--- Begin ---
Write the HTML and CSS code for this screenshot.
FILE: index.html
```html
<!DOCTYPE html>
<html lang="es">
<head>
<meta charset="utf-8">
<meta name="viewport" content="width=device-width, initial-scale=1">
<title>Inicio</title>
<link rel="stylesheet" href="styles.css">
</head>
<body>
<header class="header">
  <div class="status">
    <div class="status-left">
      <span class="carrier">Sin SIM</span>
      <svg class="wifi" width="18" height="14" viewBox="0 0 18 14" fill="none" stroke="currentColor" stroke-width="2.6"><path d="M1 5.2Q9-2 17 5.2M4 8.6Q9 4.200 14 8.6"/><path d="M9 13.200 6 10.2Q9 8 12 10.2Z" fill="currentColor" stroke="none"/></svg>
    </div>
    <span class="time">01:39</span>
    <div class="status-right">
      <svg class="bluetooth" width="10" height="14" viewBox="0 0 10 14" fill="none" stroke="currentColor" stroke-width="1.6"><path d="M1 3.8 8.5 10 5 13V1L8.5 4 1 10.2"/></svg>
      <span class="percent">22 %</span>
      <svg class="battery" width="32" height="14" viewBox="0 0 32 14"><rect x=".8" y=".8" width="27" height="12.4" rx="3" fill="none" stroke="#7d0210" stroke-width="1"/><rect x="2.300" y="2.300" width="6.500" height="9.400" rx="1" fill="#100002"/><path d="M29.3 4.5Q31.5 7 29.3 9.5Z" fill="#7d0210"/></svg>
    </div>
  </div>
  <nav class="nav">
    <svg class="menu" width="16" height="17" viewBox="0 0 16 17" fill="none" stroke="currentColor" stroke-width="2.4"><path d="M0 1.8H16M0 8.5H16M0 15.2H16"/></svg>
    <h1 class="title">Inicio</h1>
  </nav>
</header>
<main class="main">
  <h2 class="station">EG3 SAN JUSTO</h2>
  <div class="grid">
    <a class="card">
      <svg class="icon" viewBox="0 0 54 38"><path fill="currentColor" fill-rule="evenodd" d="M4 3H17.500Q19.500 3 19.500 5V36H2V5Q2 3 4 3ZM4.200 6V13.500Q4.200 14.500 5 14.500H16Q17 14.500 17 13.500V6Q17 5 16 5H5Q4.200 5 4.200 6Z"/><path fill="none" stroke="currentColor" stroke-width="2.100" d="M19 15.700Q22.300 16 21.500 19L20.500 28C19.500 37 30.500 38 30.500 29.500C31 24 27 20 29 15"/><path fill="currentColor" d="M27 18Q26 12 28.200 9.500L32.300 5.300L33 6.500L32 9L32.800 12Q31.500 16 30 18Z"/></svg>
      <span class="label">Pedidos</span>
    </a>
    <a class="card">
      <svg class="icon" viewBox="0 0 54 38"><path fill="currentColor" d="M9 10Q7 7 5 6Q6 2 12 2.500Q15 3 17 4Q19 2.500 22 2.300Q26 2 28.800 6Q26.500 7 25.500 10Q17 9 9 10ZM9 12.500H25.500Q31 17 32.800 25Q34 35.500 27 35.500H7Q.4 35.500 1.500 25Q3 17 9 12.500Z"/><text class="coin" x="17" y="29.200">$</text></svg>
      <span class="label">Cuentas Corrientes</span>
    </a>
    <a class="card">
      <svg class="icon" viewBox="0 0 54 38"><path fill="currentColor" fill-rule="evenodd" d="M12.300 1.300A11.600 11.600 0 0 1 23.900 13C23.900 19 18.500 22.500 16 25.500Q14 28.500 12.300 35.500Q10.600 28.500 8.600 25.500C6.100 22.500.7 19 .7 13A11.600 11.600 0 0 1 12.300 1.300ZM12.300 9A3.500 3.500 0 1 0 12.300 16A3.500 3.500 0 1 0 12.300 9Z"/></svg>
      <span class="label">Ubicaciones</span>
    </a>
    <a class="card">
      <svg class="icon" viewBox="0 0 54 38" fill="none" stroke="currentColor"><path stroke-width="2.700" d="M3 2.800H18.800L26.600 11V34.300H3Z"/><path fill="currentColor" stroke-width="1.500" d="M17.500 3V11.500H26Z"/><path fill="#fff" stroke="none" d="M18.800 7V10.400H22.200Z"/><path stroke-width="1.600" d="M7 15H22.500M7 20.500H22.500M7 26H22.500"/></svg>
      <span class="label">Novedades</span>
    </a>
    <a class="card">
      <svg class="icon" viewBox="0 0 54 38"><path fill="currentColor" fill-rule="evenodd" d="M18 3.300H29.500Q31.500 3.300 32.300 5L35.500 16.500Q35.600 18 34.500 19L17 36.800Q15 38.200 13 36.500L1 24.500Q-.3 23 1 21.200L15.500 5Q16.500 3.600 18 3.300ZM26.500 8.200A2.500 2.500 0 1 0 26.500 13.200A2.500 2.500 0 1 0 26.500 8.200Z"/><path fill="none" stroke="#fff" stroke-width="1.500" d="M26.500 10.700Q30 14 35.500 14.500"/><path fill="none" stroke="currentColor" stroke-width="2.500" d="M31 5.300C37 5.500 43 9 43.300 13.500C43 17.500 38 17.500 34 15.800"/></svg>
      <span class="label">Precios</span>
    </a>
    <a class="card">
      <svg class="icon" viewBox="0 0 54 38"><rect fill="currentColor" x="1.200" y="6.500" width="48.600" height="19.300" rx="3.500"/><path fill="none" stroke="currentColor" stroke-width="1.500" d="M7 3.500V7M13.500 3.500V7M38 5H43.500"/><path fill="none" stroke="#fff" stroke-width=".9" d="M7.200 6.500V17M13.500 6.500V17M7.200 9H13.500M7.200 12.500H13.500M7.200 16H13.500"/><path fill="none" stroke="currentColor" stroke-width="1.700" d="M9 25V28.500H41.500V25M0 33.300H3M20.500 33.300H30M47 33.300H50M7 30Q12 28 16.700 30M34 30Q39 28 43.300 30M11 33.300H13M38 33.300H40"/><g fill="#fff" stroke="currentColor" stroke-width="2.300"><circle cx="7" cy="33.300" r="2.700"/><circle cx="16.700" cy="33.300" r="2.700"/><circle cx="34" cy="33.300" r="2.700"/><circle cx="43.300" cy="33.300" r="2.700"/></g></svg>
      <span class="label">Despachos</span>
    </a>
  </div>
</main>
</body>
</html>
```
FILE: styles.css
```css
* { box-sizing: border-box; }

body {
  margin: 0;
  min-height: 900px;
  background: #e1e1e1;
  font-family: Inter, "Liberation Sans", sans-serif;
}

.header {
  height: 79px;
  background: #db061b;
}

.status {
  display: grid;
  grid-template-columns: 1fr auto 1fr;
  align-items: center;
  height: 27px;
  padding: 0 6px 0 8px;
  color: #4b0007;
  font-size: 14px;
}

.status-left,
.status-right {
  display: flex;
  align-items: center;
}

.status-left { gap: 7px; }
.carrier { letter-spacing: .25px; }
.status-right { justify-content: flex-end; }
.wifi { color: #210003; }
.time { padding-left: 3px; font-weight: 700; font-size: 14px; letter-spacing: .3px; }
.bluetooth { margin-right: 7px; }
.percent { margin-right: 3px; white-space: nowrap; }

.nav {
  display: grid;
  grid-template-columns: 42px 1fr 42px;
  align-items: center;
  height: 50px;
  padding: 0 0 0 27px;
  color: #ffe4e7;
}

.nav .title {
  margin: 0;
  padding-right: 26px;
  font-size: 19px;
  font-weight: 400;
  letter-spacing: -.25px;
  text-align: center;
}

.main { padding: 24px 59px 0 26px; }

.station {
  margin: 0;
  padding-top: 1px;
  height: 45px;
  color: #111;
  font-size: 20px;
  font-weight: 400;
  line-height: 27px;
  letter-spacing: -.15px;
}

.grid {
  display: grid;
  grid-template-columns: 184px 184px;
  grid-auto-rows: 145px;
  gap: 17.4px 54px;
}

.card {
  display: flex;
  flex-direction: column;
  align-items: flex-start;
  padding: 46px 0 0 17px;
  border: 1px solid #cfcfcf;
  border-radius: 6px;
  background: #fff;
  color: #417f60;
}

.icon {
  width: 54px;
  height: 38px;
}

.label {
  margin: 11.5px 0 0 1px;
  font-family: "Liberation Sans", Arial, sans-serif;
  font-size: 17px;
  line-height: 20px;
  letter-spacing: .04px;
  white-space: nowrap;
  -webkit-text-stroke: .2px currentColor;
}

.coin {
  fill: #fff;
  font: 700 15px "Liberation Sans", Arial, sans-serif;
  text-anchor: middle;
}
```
--- End ---
--- Begin ---
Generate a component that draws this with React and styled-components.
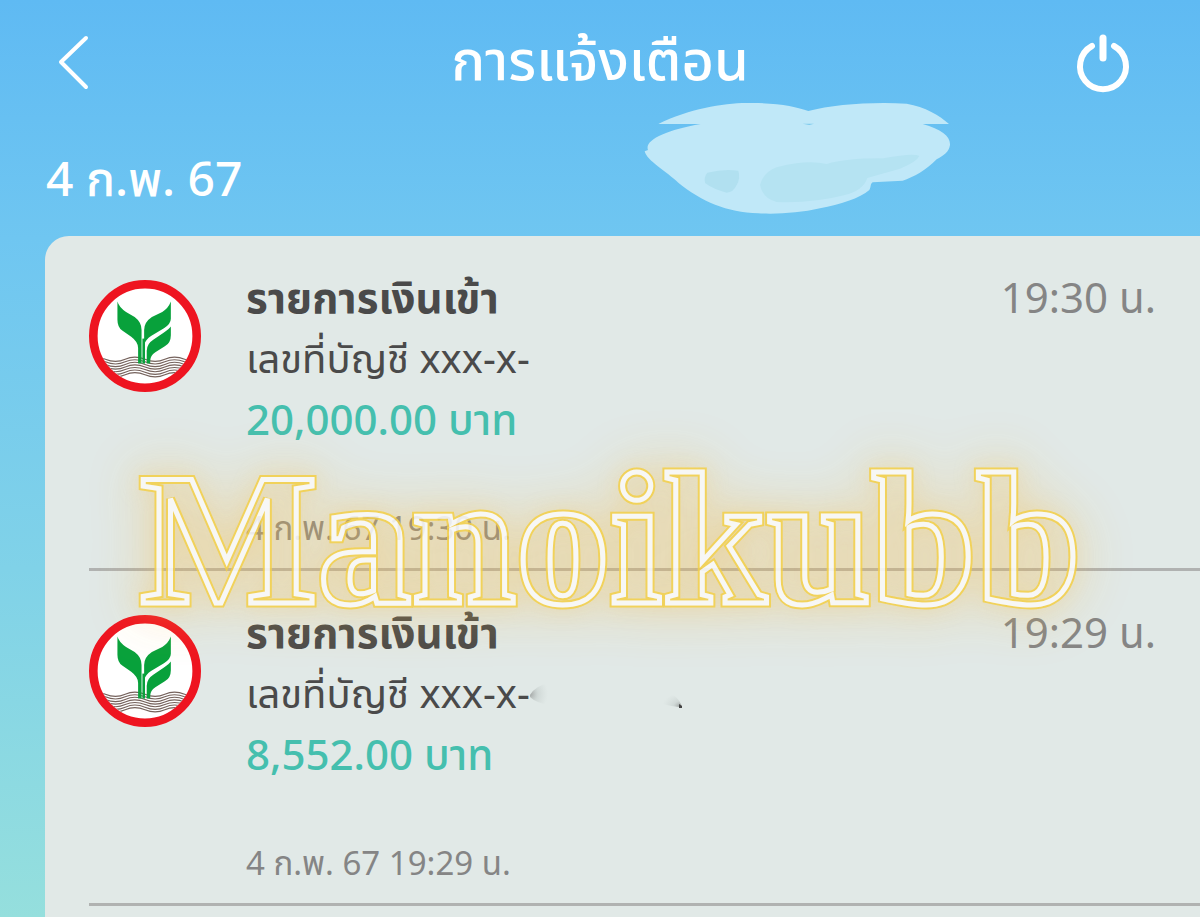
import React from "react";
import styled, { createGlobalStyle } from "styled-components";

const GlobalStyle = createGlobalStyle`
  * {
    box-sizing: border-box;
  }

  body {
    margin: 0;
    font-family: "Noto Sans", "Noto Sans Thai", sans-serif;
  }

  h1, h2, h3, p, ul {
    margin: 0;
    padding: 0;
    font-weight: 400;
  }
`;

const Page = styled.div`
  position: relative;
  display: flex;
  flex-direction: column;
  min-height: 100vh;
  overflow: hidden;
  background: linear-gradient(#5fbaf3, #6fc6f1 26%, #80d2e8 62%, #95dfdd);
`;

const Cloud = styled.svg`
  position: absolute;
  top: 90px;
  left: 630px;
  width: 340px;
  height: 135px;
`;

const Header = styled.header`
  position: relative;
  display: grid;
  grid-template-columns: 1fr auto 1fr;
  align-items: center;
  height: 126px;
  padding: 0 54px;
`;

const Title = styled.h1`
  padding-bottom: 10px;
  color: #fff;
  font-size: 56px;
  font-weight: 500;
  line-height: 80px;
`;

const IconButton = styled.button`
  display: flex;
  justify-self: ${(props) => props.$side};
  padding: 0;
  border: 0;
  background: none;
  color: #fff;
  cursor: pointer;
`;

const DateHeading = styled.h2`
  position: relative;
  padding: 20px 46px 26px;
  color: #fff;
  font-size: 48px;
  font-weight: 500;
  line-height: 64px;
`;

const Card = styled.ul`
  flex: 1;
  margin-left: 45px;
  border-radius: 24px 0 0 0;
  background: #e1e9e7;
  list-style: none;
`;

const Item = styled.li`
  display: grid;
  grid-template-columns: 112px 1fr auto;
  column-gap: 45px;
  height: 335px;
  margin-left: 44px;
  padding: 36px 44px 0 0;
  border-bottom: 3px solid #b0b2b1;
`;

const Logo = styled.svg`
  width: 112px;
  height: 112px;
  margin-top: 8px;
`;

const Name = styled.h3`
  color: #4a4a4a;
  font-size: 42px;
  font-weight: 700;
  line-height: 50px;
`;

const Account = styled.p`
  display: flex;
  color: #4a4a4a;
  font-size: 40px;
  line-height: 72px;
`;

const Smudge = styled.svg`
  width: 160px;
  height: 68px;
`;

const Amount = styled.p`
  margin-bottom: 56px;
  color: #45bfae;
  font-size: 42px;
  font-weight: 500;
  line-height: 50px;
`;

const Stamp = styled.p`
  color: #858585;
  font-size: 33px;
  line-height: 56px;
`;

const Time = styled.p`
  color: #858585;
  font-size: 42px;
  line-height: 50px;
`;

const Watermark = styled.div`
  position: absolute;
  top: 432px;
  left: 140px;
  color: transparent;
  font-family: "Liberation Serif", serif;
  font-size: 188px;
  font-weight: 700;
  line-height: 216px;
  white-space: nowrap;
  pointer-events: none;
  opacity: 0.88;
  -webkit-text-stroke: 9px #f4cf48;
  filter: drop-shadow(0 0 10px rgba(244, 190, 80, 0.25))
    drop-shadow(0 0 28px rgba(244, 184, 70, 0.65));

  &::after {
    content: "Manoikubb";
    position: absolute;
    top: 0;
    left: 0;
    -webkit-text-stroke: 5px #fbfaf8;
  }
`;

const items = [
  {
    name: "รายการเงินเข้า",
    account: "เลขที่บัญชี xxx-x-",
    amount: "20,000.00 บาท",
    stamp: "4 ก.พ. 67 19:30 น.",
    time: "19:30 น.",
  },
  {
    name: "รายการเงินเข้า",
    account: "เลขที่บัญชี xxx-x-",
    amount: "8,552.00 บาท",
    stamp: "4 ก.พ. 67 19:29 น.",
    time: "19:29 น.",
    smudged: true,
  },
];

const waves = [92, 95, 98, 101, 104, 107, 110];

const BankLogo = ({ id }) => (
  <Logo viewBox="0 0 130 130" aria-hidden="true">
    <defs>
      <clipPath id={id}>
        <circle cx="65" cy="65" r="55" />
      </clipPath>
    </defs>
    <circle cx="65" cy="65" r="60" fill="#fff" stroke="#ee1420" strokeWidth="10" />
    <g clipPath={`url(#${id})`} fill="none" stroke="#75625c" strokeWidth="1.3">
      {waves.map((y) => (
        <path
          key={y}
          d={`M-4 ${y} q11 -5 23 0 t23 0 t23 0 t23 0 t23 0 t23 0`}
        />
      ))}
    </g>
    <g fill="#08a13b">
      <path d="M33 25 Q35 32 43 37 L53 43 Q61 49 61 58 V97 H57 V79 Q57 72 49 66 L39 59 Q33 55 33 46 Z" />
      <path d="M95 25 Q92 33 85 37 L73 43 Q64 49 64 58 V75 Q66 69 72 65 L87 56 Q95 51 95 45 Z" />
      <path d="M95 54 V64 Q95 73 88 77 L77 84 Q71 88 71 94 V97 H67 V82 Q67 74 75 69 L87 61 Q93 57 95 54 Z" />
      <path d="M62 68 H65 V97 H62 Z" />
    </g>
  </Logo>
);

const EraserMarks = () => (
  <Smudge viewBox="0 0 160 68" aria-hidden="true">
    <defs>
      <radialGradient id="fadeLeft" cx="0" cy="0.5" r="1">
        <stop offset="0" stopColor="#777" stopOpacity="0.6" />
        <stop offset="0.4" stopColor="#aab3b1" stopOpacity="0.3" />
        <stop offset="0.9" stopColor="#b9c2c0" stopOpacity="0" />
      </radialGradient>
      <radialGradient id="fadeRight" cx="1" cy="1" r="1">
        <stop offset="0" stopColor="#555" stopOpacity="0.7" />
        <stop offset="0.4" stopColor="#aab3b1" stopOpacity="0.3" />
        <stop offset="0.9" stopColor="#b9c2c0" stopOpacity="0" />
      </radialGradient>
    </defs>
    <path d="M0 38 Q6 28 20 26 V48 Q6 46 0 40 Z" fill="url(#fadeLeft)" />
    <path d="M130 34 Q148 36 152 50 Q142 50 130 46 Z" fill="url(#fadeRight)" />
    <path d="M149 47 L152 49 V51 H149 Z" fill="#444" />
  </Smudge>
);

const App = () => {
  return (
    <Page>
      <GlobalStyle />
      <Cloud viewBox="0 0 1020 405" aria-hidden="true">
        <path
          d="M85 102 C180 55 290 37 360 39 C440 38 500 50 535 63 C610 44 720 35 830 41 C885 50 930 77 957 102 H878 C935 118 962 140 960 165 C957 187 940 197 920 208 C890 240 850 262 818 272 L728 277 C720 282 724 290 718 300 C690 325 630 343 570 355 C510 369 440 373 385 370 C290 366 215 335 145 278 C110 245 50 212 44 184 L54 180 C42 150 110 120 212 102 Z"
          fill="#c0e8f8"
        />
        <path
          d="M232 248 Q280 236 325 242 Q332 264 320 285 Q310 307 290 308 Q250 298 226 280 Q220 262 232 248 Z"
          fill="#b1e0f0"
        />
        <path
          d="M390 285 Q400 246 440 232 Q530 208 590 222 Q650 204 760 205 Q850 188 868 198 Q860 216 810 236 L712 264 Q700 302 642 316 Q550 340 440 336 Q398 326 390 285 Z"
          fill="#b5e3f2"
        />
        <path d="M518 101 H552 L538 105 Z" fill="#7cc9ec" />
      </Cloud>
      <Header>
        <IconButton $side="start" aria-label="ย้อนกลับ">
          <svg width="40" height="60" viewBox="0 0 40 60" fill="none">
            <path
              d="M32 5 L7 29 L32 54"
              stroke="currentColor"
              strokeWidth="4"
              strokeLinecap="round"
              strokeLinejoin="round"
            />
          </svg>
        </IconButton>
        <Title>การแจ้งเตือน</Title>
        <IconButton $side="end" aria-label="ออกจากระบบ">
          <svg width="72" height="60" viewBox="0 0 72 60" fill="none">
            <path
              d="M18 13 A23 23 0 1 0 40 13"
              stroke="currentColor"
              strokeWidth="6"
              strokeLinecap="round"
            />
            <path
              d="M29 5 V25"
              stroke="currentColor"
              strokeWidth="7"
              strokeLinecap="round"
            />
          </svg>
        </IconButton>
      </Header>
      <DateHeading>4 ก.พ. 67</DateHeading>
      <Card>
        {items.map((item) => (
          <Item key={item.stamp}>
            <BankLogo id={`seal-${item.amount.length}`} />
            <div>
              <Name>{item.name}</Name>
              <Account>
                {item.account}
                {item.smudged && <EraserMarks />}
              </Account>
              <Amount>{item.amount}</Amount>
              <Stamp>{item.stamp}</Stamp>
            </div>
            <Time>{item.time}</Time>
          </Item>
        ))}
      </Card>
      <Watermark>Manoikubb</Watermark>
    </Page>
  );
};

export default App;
--- End ---
Identify and copy the lines holding the word "this".

Write the HTML and CSS code for this screenshot.
Generate a component that draws this with React and styled-components.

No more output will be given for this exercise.